_Aim of the exercise:_
Check each line of the data below for the word "Tailwind", then extract the ones that have it.

_Stored data:_
+--
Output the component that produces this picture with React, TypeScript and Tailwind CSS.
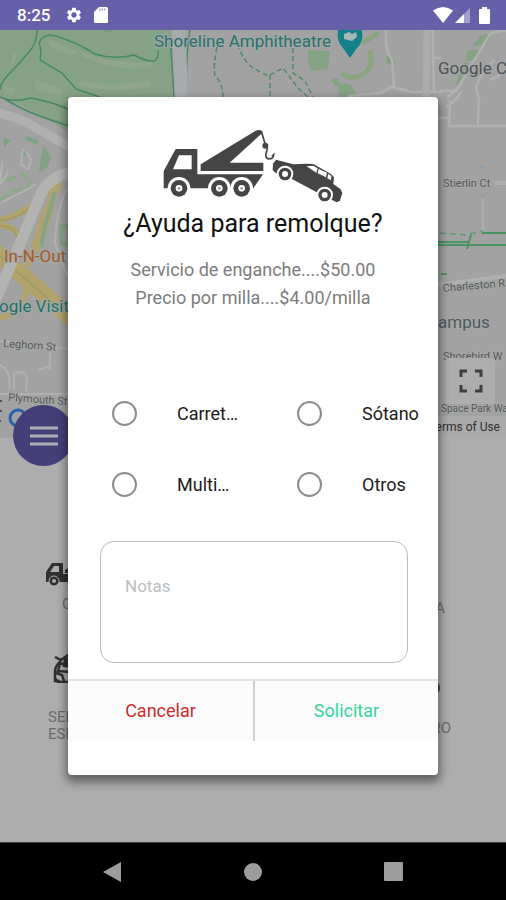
+--
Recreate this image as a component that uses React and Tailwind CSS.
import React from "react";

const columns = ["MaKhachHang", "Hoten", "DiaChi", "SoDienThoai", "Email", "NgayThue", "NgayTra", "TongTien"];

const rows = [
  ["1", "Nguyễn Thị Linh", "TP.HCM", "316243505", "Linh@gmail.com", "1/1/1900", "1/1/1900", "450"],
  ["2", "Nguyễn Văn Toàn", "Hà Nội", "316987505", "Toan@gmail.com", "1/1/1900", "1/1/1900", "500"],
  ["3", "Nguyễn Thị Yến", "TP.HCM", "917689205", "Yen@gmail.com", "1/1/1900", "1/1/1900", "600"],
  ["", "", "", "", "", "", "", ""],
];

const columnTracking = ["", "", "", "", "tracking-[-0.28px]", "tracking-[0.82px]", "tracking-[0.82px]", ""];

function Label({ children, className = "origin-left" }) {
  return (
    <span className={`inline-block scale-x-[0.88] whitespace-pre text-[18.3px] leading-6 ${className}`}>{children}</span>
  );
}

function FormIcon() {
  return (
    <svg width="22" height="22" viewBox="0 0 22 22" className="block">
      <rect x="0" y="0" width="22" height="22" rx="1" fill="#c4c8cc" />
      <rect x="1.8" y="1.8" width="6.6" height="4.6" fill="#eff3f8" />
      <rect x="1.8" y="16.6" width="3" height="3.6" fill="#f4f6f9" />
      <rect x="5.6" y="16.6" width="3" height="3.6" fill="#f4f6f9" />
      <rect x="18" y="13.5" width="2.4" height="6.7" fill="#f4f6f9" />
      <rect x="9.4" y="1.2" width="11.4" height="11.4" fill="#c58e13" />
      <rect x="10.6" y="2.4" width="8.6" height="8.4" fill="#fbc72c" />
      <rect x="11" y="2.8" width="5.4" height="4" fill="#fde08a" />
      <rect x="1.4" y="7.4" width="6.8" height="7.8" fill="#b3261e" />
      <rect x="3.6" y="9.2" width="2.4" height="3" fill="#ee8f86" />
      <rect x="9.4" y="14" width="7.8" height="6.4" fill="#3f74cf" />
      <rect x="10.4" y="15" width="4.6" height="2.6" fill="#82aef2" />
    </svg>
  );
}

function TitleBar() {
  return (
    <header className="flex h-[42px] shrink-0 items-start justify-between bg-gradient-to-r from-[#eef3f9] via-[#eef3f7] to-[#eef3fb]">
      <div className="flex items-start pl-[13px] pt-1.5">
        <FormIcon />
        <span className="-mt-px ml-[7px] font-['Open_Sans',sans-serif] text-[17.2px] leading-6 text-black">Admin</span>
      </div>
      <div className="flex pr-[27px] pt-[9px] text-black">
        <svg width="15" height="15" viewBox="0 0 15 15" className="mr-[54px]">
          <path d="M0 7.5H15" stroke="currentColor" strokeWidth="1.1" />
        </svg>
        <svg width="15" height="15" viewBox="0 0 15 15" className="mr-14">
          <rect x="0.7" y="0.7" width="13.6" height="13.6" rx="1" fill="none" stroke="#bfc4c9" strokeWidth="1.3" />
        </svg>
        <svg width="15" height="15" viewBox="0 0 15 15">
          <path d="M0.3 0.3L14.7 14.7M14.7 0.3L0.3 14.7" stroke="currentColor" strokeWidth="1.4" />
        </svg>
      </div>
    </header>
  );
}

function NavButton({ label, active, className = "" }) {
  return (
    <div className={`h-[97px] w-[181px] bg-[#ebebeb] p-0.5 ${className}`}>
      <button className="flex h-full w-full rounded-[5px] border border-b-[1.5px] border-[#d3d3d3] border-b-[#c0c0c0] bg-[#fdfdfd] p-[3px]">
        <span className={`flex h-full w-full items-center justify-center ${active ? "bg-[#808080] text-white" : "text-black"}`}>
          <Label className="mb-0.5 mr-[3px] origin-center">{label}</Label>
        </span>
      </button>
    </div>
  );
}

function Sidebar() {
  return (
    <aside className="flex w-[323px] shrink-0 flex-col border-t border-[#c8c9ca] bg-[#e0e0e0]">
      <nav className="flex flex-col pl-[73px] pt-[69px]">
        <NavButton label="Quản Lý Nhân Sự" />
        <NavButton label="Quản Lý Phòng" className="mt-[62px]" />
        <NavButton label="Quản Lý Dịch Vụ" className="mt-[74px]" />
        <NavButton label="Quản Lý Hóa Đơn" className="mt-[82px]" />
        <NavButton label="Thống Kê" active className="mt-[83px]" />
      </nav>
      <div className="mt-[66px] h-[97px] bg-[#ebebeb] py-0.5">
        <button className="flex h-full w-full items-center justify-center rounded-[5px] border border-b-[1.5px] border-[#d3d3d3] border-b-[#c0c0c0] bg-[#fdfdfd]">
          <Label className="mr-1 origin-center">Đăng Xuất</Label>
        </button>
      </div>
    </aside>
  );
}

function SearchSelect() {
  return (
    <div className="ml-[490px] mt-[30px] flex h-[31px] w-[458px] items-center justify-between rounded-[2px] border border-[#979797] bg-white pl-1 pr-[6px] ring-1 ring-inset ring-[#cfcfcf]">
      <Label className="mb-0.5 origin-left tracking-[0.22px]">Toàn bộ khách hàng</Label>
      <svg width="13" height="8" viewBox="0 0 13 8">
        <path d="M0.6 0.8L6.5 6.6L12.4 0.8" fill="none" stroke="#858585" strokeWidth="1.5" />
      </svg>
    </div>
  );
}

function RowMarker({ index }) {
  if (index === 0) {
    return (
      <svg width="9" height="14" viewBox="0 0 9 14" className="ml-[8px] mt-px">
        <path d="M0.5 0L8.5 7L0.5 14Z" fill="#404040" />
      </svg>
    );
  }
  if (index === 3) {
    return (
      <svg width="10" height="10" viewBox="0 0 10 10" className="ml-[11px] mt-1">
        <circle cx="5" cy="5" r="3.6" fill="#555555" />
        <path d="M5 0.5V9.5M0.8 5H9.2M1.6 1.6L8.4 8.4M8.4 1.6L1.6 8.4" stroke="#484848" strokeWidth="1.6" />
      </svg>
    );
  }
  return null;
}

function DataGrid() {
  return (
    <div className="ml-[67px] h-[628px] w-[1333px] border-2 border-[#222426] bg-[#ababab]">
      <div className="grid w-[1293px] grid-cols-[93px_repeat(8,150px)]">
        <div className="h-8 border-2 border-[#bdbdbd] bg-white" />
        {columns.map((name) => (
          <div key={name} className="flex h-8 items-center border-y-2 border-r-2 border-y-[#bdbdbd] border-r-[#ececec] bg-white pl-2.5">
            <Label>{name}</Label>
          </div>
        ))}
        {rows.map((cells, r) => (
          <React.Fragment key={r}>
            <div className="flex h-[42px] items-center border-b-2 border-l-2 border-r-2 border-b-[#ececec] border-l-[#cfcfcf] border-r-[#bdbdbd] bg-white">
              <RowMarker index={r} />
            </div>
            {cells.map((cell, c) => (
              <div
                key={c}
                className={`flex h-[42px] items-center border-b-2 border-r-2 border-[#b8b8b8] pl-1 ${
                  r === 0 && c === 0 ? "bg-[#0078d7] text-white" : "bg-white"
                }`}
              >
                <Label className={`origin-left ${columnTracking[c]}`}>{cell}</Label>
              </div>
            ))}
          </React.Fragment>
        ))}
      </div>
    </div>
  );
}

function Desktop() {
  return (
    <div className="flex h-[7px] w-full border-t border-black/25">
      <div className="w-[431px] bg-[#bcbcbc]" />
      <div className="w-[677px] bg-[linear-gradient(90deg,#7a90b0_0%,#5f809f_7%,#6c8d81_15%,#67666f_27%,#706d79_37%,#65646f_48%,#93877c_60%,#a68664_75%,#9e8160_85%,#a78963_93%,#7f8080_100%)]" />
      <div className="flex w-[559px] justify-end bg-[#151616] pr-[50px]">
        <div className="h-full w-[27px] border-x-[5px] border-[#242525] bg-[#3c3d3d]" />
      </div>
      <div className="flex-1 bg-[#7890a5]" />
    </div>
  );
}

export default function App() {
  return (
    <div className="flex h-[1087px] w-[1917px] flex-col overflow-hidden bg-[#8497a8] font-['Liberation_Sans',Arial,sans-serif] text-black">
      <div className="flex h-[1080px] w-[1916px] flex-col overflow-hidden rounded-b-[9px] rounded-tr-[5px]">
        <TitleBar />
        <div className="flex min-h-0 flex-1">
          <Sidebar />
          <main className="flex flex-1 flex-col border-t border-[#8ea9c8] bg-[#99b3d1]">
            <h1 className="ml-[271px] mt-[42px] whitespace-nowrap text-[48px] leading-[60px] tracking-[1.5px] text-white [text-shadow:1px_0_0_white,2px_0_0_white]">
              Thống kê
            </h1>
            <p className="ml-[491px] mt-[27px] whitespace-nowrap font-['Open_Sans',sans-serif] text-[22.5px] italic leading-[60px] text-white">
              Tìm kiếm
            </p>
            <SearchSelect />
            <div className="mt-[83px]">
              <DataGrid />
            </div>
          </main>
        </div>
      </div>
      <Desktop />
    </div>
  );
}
+--
_Correct result:_
Output the component that produces this picture with React, TypeScript and Tailwind CSS.
Recreate this image as a component that uses React and Tailwind CSS.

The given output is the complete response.